An empty object implies data has been returned, whereas returning null clearly indicates that nothing has been returned.

Additionally, returning a null will result in a null exception if you attempt to access members in the object, which can be useful for highlighting buggy code - attempting to access a member of nothing makes no sense. Accessing members of an empty object will not fail meaning bugs can go undiscovered.


Also from clean code:


The problem with using null is that the person using the interface doesn't know if null is a possible outcome, and whether they have to check for it, because there's no not null reference type.


From Martin Fowler's Special Case pattern


Nulls are awkward things in object-oriented programs because they defeat polymorphism. Usually you can invoke foo freely on a variable reference of a given type without worrying about whether the item is the exact type or a sub-class. With a strongly typed language you can even have the compiler check that the call is correct. However, since a variable can contain null, you may run into a runtime error by invoking a message on null, which will get you a nice, friendly stack trace.

If it's possible for a variable to be null, you have to remember to surround it with null test code so you'll do the right thing if a null is present. Often the right thing is same in many contexts, so you end up writing similar code in lots of places - committing the sin of code duplication.

Nulls are a common example of such problems and others crop up regularly. In number systems you have to deal with infinity, which has special rules for things like addition that break the usual invariants of real numbers. One of my earliest experiences in business software was with a utility customer who wasn't fully known, referred to as "occupant." All of these imply altering the usual behavior of the type.

Instead of returning null, or some odd value, return a Special Case that has the same interface as what the caller expects.


And finally from Billion Dollar Mistake!


I call it my billion-dollar mistake. It was the invention of the null reference in 1965. At that time, I was designing the first comprehensive type system for references in an object oriented language (ALGOL W).

My goal was to ensure that all use of references should be absolutely safe, with checking performed automatically by the compiler. But I couldn't resist the temptation to put in a null reference, simply because it was so easy to implement.

This has led to innumerable errors, vulnerabilities, and system crashes, which have probably caused a billion dollars of pain and damage in the last forty years.

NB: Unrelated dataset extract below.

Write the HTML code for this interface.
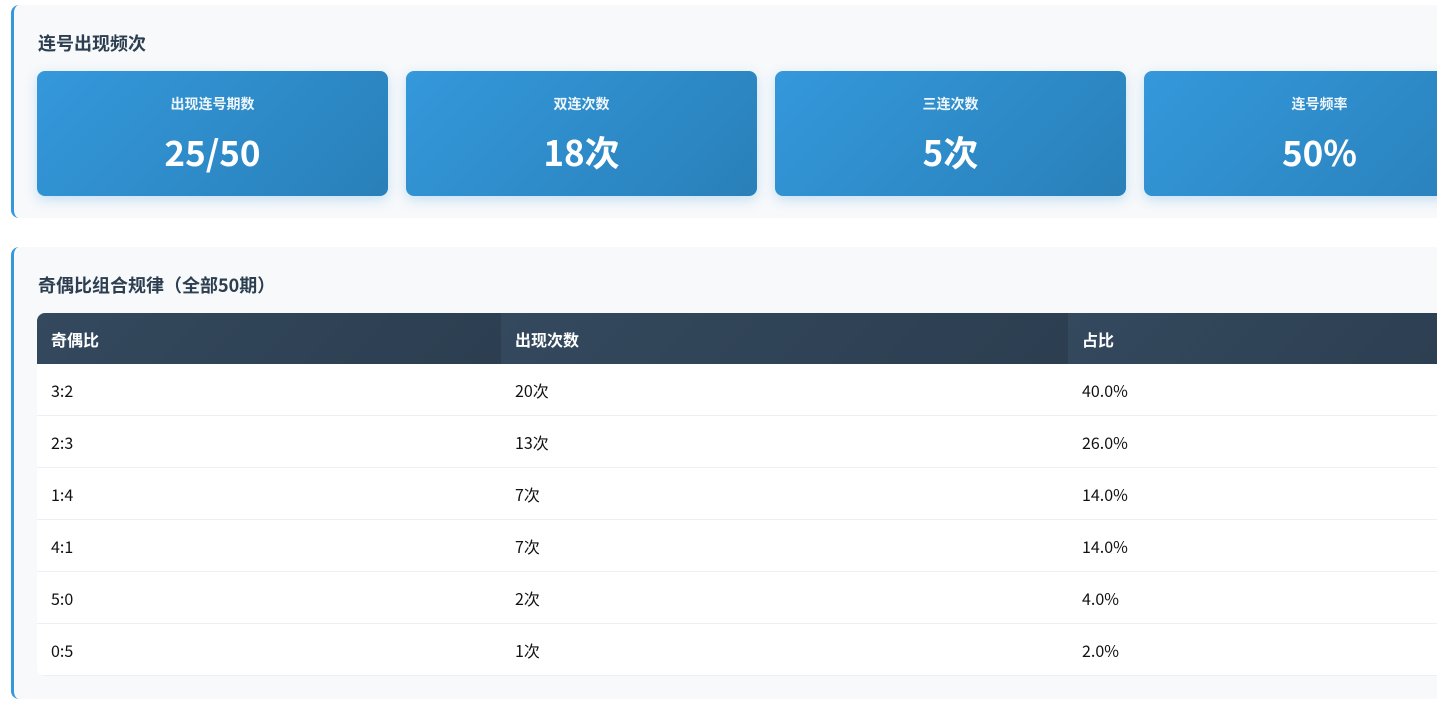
<!DOCTYPE html>
<html><head><meta charset="utf-8"><style>
html,body{margin:0;padding:0;width:1437px;height:712px;overflow:hidden;background:#fff;font-family:"Noto Sans CJK SC","Liberation Sans",sans-serif;}
.sec{position:absolute;left:11px;width:1480px;background:#f7f9fb;border-left:3px solid #3498db;border-radius:8px;box-sizing:border-box;}
.s1{top:5px;height:213px;}
.s2{top:247px;height:452px;}
h3{position:absolute;left:24px;margin:0;font-size:18px;line-height:26px;font-weight:bold;color:#2c3e50;}
.card{position:absolute;top:66px;width:351px;height:125px;border-radius:8px;background:linear-gradient(135deg,#3498db,#2980b9);box-shadow:0 4px 12px rgba(52,152,219,.25);color:#fff;text-align:center;}
.card .l{position:absolute;top:23px;width:100%;font-size:14px;line-height:20px;font-weight:bold;opacity:.92;}
.card .v{position:absolute;top:58px;width:100%;font-size:35px;font-weight:bold;line-height:46px;}
table{position:absolute;left:23px;top:66px;border-collapse:collapse;width:1460px;background:#fff;border-radius:8px 0 0 8px;overflow:hidden;}
th{height:51px;text-align:left;padding:0 0 0 14px;color:#fff;font-size:16px;font-weight:bold;background:linear-gradient(135deg,#34495e,#2c3e50);}
td{height:51px;padding:0 0 0 14px;font-size:16px;color:#111;border-bottom:1px solid #ecf0f1;}
</style></head><body>
<div class="sec s1">
<h3 style="top:25px">连号出现频次</h3>
<div class="card" style="left:23px"><div class="l">出现连号期数</div><div class="v">25/50</div></div>
<div class="card" style="left:392px"><div class="l">双连次数</div><div class="v">18次</div></div>
<div class="card" style="left:761px"><div class="l">三连次数</div><div class="v">5次</div></div>
<div class="card" style="left:1130px"><div class="l">连号频率</div><div class="v">50%</div></div>
</div>
<div class="sec s2">
<h3 style="top:25px">奇偶比组合规律（全部50期）</h3>
<table>
<tr><th style="width:450px">奇偶比</th><th style="width:553px">出现次数</th><th>占比</th></tr>
<tr><td>3:2</td><td>20次</td><td>40.0%</td></tr>
<tr><td>2:3</td><td>13次</td><td>26.0%</td></tr>
<tr><td>1:4</td><td>7次</td><td>14.0%</td></tr>
<tr><td>4:1</td><td>7次</td><td>14.0%</td></tr>
<tr><td>5:0</td><td>2次</td><td>4.0%</td></tr>
<tr><td>0:5</td><td>1次</td><td>2.0%</td></tr>
</table>
</div>
</body></html>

In recent years, a number of program analysers like PREfix and PREfast in Microsoft have been used to check references, and give warnings if there is a risk they may be non-null. More recent programming languages like Spec# have introduced declarations for non-null references. This is the solution, which I rejected in 1965.

Tony Hoare


Hope this provides enough reasons on why it is regarded better to return an empty collection or special return value instead of null.

Share:
10,519
Admin
Author by

Admin

Updated on June 08, 2022

Comments

  • Admin
    Admin almost 2 years

    I have read several books and seen several blogs discussing how returning an empty collection is better than returning null. I completely understand trying to avoid the check, but I don't understand why returning an empty collection is better than returning null. For example:

    public class Dog{
    
       private List<String> bone;
    
       public List<String> get(){
           return bone;
       }
    
    }
    

    vs

     public class Dog{
    
       private List<String> bone;
    
       public List<String> get(){
           if(bone == null){
            return Collections.emptyList();
           }
           return bone;
       }
    
    }
    

    Example one will throw a NullPointerException and example two will throw an UnsupportedOperation exception, but they are both very generic exceptions. What makes one better or worse than the other?

    Also a third option would be to do something like this:

     public class Dog{
    
       private List<String> bone;
    
       public List<String> get(){
           if(bone == null){
            return new ArrayList<String>();
           }
           return bone;
       }
    
    }
    

    but the problem with this is that you're adding unexpected behavior to your code which others may have to maintain.

    I'm really looking for a solution to this predicament. Many people on blogs tend to just say it is better without an detailed explanation as to why. If returning an immutable list is best practice I am ok doing it, but I would like to understand why it is better.

  • Makoto
    Makoto about 8 years
    Your first approach was better. Your second approach surprises one in that all of a sudden, the get method of a class instantiates a variable.
  • Admin
    Admin about 8 years
    Right, but my point is that if you try to add something to an immutable list you are still going to get an UnsupportedOperationException, so you have to guard against that, so I'm wondering where the benefit lies.
  • Elliott Frisch
    Elliott Frisch about 8 years
    Who says an empty collection must be an immutable list? If you are planning on adding items to it, don't return an immutable list.
  • Admin
    Admin about 8 years
    I agree that eager initialization would be better, but then some might debate that initializing a list before it's used is using up memory for no good reason (albeit a very small amount) .
  • Makoto
    Makoto about 8 years
    @Adam: I'd gladly trade a little bit of memory here to avoid a stupid and completely irresponsible NPE elsewhere.
  • Admin
    Admin about 8 years
    Thank you for this, makes sense =)
  • Admin
    Admin about 8 years
    But what if a little bit becomes a lot? Say for example you are serializing/deserializing hundreds of thousands of objects (maybe millions) where the lists have been eagerly initialized. How would the strategy change? This is more hypothetical but I'm just curious.
  • Makoto
    Makoto about 8 years
    @Adam: At that time you should consider formally profiling your application. Chances are, if there are hundreds of thousands of objects floating around at once, there's more than one bottleneck (and, one that would prove more fruitful to fix than a simple eager initialization).
  • Makoto
    Makoto about 8 years
    This really isn't your answer, though. You've copied it verbatim from at least two other places.